Friday, July 31, 2015

Address Sanitizer

WWDC 2015 Session 413 (video, PDF):

Address Sanitizer is an LLVM tool for C-based languages, that serves the same purpose as Guard Malloc, as it finds memory errors at runtime, however, it has a lot of benefits over the other tools.

It has much less runtime overhead and it also produces comprehensive, detailed diagnostics that are integrated directly into the Xcode UI.

What’s also very important is that it is the only such tool that works on iOS devices.

Nigel Timothy Barber:

The Xcode 7 Address Sanitizer is a revelation. Essential tool.

Mike Ash:

Address Sanitizer uses a simple but brilliant approach. It reserves a fixed section within the process’s address space called the shadow memory. In Address Sanitizer terms, a byte that is marked as forbidden is “poisoned,” and the shadow memory tracks which bytes are poisoned. A simple formula translates each address within the process’s address space into a spot in the shadow memory.

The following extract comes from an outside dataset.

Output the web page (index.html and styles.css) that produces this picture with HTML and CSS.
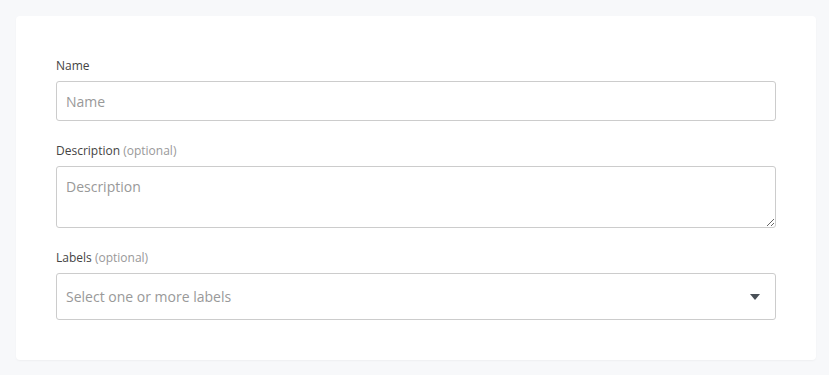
FILE: index.html
```html
<!DOCTYPE html>
<html>
<head>
<meta charset="utf-8">
<link rel="stylesheet" href="styles.css">
</head>
<body>
<div class="card">
  <div class="field">
    <label class="label">Name</label>
    <input class="input" type="text" placeholder="Name">
  </div>
  <div class="field">
    <label class="label">Description <span class="opt">(optional)</span></label>
    <textarea class="textarea" placeholder="Description"></textarea>
  </div>
  <div class="field">
    <label class="label">Labels <span class="opt">(optional)</span></label>
    <div class="select">
      <span class="ph">Select one or more labels</span>
      <svg class="caret" width="10" height="6" viewBox="0 0 10 6"><path d="M0 0h10L5 6z" fill="#495057"/></svg>
    </div>
  </div>
</div>
</body>
</html>
```
FILE: styles.css
```css
* { box-sizing: border-box; }
html, body { margin: 0; padding: 0; }
body {
  background: #f7f8fa;
  font-family: "Open Sans", "Segoe UI", sans-serif;
  padding: 16px 13px 15px 16px;
}
.card {
  background: #fff;
  border-radius: 4px;
  box-shadow: 0 1px 2px rgba(0,0,0,0.04);
  padding: 42px 40px 40px 40px;
  display: flex;
  flex-direction: column;
  gap: 22px;
}
.field { display: flex; flex-direction: column; }
.label {
  font-size: 12px;
  line-height: 16px;
  color: #444;
  margin-bottom: 7px;
}
.opt { color: #999; }
.input, .textarea, .select {
  width: 100%;
  border: 1px solid #ccc;
  border-radius: 3px;
  font-family: inherit;
  font-size: 14px;
  color: #333;
  background: #fff;
  outline: none;
}
.input { height: 40px; padding: 0 9px; }
.textarea { height: 62px; padding: 10px 9px; resize: vertical; display: block; margin: 0; }
.input::placeholder, .textarea::placeholder { color: #999; }
.select {
  height: 47px;
  padding: 0 15px 0 9px;
  display: flex;
  align-items: center;
  justify-content: space-between;
}
.ph { color: #999; }
```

Each eight-byte chunk of regular memory maps to a byte of shadow memory, which tracks the poison state of those eight bytes.

[…]

With this table structure in place, Address Sanitizer generates extra code in the program to check every read and write through a pointer, and throw an error if the memory in question is poisoned. This is the advantage of being integrated into the compiler and not merely existing as an external library or runtime environment: every pointer access can be reliably identified and the appropriate checks added into the machine code.

Compiler integration also allows neat tricks like the ability to poison and guard local and global variables, not just heap allocations. Locals and globals are allocated with a bit of extra padding in between them, and the padding is poisoned to catch any overflows. This is something that Guard Malloc can’t do, and that Valgrind has difficulty with.

Keith Harrison:

It is important to understand that the Address Sanitizer is a run-time tool so you need to exercise your code for it to find problems. This makes it a good candidate to enable when running unit and UI tests. Whilst Apple claims it has low overhead (2x-5x CPU and 2x-3x memory) it is not performance free so you may want to experiment if you have large test suites before leaving it enabled.